God’s Banker–Title re-used
With the imminent release of another book having very nearly the same title, I’m now being asked why I am not upset. First, book titles cannot be copyrighted. Though God’s Banker, my action/adventure novel, adheres to all the regulations of US copyright law, and it carries all the protections afforded, the title is not. Second, there’s plenty of space out there for all the books. The best will rise to the surface, as God’s Banker, the novel, did when it hit #8 on Amazon’s suspense list. Indeed, I am not even the first to use this exact title. However, the others were all nonfiction books. Mine is pure fiction. I knew about the latest non-fiction book and that it would be released soon but didn’t think much about it.
Then, as I was getting ready for work and listening to the news programs, I happened upon an interview with this book’s author. Apparently his PR wonks negotiated a gig on a news program to promote the book. “Good for you,” I told the TV. But as I listened, I discovered that for a non-fiction book, this guy failed to interview the very people on whom he was conducting his expose and accusing of wrong-doing. Apparently he failed to step one foot in the Vatican Library where he might have proven all of his accusations. Been there; done that, I thought. The Vatican never allows laypeople into its private archives. Nor is Pope Francis–as approachable a guy as he seems to be–likely to grant an interview with this author. Afterall, would you invite someone into your home who says from the beginning that he’s going to use whatever he finds to drag your good name thru the mud? I wouldn’t. I knew all of this before I began the God’s Banker novel project. That’s why I chose to write a novel in the first place. Attempting a work of non-fiction knowing what we know about the Vatican’s intense privacy is a fool’s errand. But a novel–whose sole purpose is to entertain–and doesn’t drag anyone thru the mud except Cardinal David Caneman, the fictional villain who roundly deserves it–is something altogether different.
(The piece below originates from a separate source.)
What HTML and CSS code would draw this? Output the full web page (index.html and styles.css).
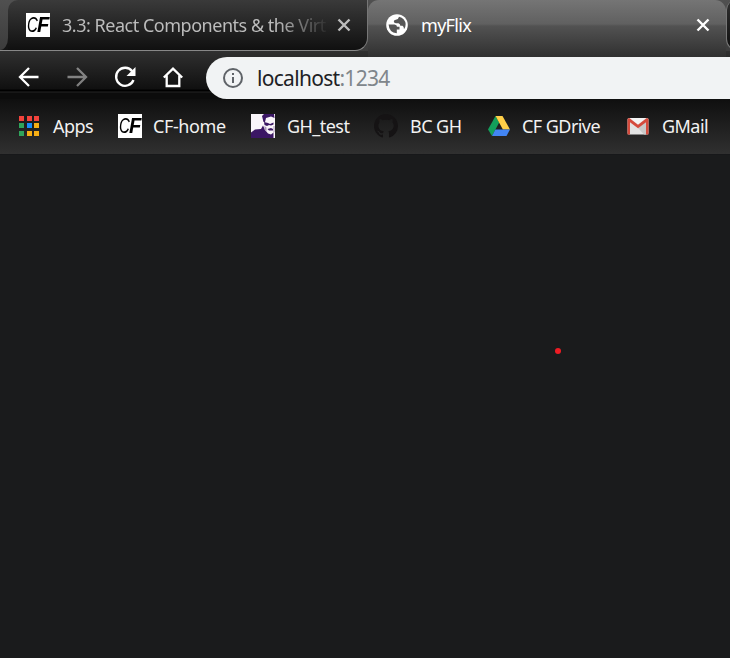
FILE: index.html
```html
<!DOCTYPE html>
<html lang="en">
<head>
<meta charset="utf-8">
<title>myFlix</title>
<link rel="stylesheet" href="styles.css">
</head>
<body>
<header class="browser">
  <div class="tabs">
    <div class="tab tab-prev"></div>
    <div class="tab tab-idle">
      <span class="cf"><i>C</i><b>F</b></span>
      <span class="tab-title faded">3.3: React Components &amp; the Virt</span>
      <svg class="close" viewBox="0 0 14 14"><path d="M1.500 1.500l11 11M12.500 1.500l-11 11"/></svg>
    </div>
    <div class="tab tab-active">
      <svg class="globe" viewBox="0 0 22 22"><circle cx="11" cy="11" r="10.800" fill="#fff"/><path fill="#565656" d="M2.600 10.500H8.500Q11 10.800 11 12.800H13.500V15.500H10.800V19.300Q3.200 18.800 2.600 10.500ZM13 2.800Q12.500 5.600 9.800 5.800Q7.800 6 7.800 7.800Q8 9.200 10 9.300H12.500Q14.300 9.800 14.300 11.800H16.500Q18 12.500 18 15.300Q21.500 10 17.800 5.500Q16 3.300 13 2.800Z"/></svg>
      <span class="tab-title">myFlix</span>
      <svg class="close" viewBox="0 0 14 14"><path d="M1.500 1.500l11 11M12.500 1.500l-11 11"/></svg>
    </div>
    <div class="tab tab-next"></div>
  </div>
  <nav class="toolbar">
    <svg class="nav" viewBox="0 0 24 24"><path d="M21.500 12H3M12 3L3 12l9 9"/></svg>
    <svg class="nav dim" viewBox="0 0 24 24"><path d="M2.500 12H21M12 3l9 9-9 9"/></svg>
    <svg class="nav" viewBox="0 0 24 24"><path d="M19.200 6.200A9 9 0 1 0 20.500 15"/><path class="solid" d="M22.500 2v9h-9z"/></svg>
    <svg class="nav" viewBox="0 0 24 24"><path d="M2.800 12.500L12 3.700l9.200 8.800M5.700 10.500V21h12.600V10.500"/></svg>
    <div class="address">
      <svg class="info" viewBox="0 0 20 20"><circle cx="10" cy="10" r="9"/><path d="M10 9v6M10 5v2"/></svg>
      <span class="url">localhost<span class="port">:1234</span></span>
    </div>
  </nav>
  <nav class="bookmarks">
    <a class="mark m-apps"><span class="apps"><i class="r"></i><i class="r"></i><i class="r"></i><i class="g"></i><i class="b"></i><i class="y"></i><i class="g"></i><i class="y"></i><i class="y"></i></span><span class="label">Apps</span></a>
    <a class="mark m-home"><span class="cf"><i>C</i><b>F</b></span><span class="label">CF-home</span></a>
    <a class="mark m-test"><svg viewBox="0 0 24 24"><path fill="#faf6fa" d="M0 0h24v24H0z"/><path fill="#3b1764" d="M11 2L13 0H23L23.500 4L20 2.500L15 4L14 8H12.500ZM13 8L17 9L19 10L22.500 8.500V10.500L20 11.500L18 11L16 12L13.500 11ZM0 24V18.500L4 15.500L10 15L12 11.500L14 16L17 19.500L20 20.500L22.500 18.500V24ZM16.500 15L20 14L22 15V16.500L18 16.500Z"/><path fill="#a995b7" d="M13.500 12l2 1.500v4.500l-2-2.500zM22.500 12h1v6l-1 1z"/></svg><span class="label">GH_test</span></a>
    <a class="mark m-bc"><svg viewBox="0 0 16 16"><path fill="#151314" d="M8 0C3.580 0 0 3.580 0 8c0 3.540 2.290 6.530 5.470 7.590.4.070.55-.17.55-.38 0-.19-.01-.82-.01-1.490-2.010.37-2.530-.49-2.690-.94-.09-.23-.48-.94-.82-1.130-.28-.15-.68-.52-.01-.53.63-.01 1.080.58 1.230.82.72 1.210 1.870.87 2.330.66.07-.52.28-.87.51-1.070-1.780-.2-3.640-.89-3.640-3.950 0-.87.31-1.590.82-2.150-.08-.2-.36-1.020.08-2.120 0 0 .67-.21 2.200.82.64-.18 1.320-.27 2-.27s1.360.09 2 .27c1.530-1.040 2.200-.82 2.200-.82.44 1.100.16 1.920.08 2.120.51.56.82 1.270.82 2.150 0 3.070-1.870 3.750-3.650 3.950.29.25.54.73.54 1.480 0 1.070-.01 1.930-.01 2.200 0 .21.15.46.55.38A8.010 8.010 0 0 0 16 8c0-4.420-3.580-8-8-8z"/></svg><span class="label">BC GH</span></a>
    <a class="mark m-drive"><svg viewBox="0 0 24 24"><path fill="#139f5b" d="M8.500 2L12.200 8.600L5 22L1 15.500Z"/><path fill="#ffcf48" d="M8.500 2H15.500L23 15.500H15.900Z"/><path fill="#4285f4" d="M8.400 15.500H23L19.500 22H5Z"/></svg><span class="label">CF GDrive</span></a>
    <a class="mark m-mail"><svg viewBox="0 0 24 24"><rect x="1.500" y="4" width="21" height="16.500" rx="1.500" fill="#e3e3e3"/><path fill="#f4f4f4" d="M4 4h16l-8 7z"/><path fill="#c9c9c9" d="M12 14l8-7v13.500h-2z"/><path fill="#d54b3d" d="M1.500 5.500Q1.500 4 3.200 4L12 10.700L20.800 4Q22.500 4 22.500 5.500V20.500H20V8.300L12 14.300L4 8.300V20.500H1.500Z"/></svg><span class="label">GMail</span></a>
  </nav>
</header>
<main class="page"><span class="pointer"></span></main>
</body>
</html>
```
FILE: styles.css
```css
* { box-sizing: border-box; }
body {
  margin: 0;
  width: 730px;
  height: 658px;
  overflow: hidden;
  background: #1b1c1d;
  color: #f2f2f2;
  font: 18px/24px "Noto Sans", "Open Sans", sans-serif;
}
svg { display: block; flex: none; }
.browser { height: 154px; background: #303030; }
.tabs {
  display: flex;
  height: 51px;
  background:
    linear-gradient(#141414, #141414) 0 36px / 18px 14px no-repeat,
    linear-gradient(#888, #888) 0 50px / 18px 1px no-repeat,
    linear-gradient(#505050, #3c3c3c);
}
.tab { display: flex; align-items: center; height: 51px; flex: none; }
.tab-prev {
  width: 8px;
  height: 50px;
  border-radius: 0 0 8px 0 / 0 0 12px 0;
  background: linear-gradient(#505050, #3c3c3c);
}
.tab-idle {
  width: 360px;
  padding: 0 16px 1px 18px;
  border-right: 1.500px solid #777;
  border-bottom: 1.500px solid #888;
  border-radius: 10px 0 13px 0;
  background: linear-gradient(#3a3a3a, #101010);
  color: #bcbcbc;
}
.tab-active {
  width: 358px;
  height: 57px;
  margin-bottom: -6px;
  padding: 0 16px 7px 18px;
  border-radius: 11px 11px 0 0;
  background: linear-gradient(#757575, #606060 24px, #525252 26px, #303030);
  color: #fff;
}
.tab-next {
  width: 20px;
  border-left: 1px solid #777;
  border-bottom: 1px solid #888;
  border-radius: 10px 0 0 12px;
  background: linear-gradient(#303030, #101010);
}
.tab-title { white-space: nowrap; letter-spacing: -.7px; }
.faded {
  width: 264px;
  margin: 0 10px 0 12px;
  overflow: hidden;
  letter-spacing: -.48px;
  -webkit-mask-image: linear-gradient(90deg, #000 215px, transparent 268px);
  mask-image: linear-gradient(90deg, #000 215px, transparent 268px);
}
.close { width: 14px; height: 14px; margin-left: auto; }
.close path { fill: none; stroke: currentColor; stroke-width: 2.4; }
.globe { width: 22px; height: 22px; margin-right: 13px; }
.cf {
  display: flex;
  flex: none;
  width: 24px;
  height: 24px;
  padding-left: 1px;
  background: #fff;
  color: #000;
  font: 22px/24px "Liberation Sans", sans-serif;
}
.cf i { width: 10px; transform: scaleX(.68); transform-origin: left; }
.cf b { font-style: italic; transform: scaleX(.92); transform-origin: left; }
.toolbar {
  display: flex;
  align-items: center;
  height: 48px;
  padding: 6px 0 0 17px;
  background: linear-gradient(#303030, #101010 38px, #000 39px, #000 40px, #242424 41px, #0c0c0c 42px, #0c0c0c);
}
.nav { width: 24px; height: 24px; margin: -2px 24px 0 0; }
.nav path { fill: none; stroke: #fff; stroke-width: 2.3; }
.nav .solid { fill: #fff; stroke: none; }
.dim { opacity: .45; }
.address {
  display: flex;
  align-items: center;
  flex: 1;
  height: 42px;
  margin-left: -3px;
  padding-left: 17px;
  border-radius: 21px 0 0 21px;
  background: #f1f3f4;
}
.info { width: 20px; height: 20px; margin-right: 14px; }
.info circle, .info path { fill: none; stroke: #5f6368; stroke-width: 2; }
.url { color: #202124; font-size: 21px; letter-spacing: -.7px; }
.port { color: #80868b; }
.bookmarks {
  display: flex;
  align-items: center;
  height: 55px;
  background: linear-gradient(#0f0f0f, #303030);
  padding: 0 0 2px 17px;
}
.mark { display: flex; align-items: center; flex: none; white-space: nowrap; }
.mark > svg { width: 24px; height: 24px; }
.label { margin-left: 12px; letter-spacing: -.55px; }
.m-apps { width: 101px; }
.m-home { width: 133px; }
.m-home .label { margin-left: 11px; letter-spacing: -.4px; }
.m-test { width: 123px; }
.m-bc { width: 113px; }
.m-drive { width: 139px; }
.m-drive .label { margin-left: 11px; }
.m-mail { width: 104px; }
.apps { display: grid; grid-template-columns: repeat(3, 5px); grid-auto-rows: 5px; gap: 2.5px; width: 24px; padding-left: 2px; }
.r { background: #f2433c; }
.g { background: #2fa45b; }
.b { background: #168cfb; }
.y { background: #f6ae14; }
.page { height: 504px; padding: 193px 0 0 555px; background: #1a1b1c; border-top: 1px solid #17181a; }
.pointer { display: block; width: 6px; height: 6px; border-radius: 50%; background: #ee1c24; }
```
So this author is left with what all the others have hashed over for years about Vatican Bank–theory, conjecture, suspicions–but nothing to substantiate his accusations. It’s simply more of the same and much of which is already contained in my novel anyway. The author is begging readers to slog thru 752 pages of unproven conjecture and spend $32 for the privilege. In my humble opinion the same readers can be vastly more entertained by God’s Banker the novel and learn a little something about the Vatican Bank in the process from 346-pages of action, adventure and suspense that costs just $2.99 in the Kindle edition or $11.97 in paperback. As an author, I believe we owe it to our readers to add value whenever we can. I believe that God’s Banker, the novel, does that.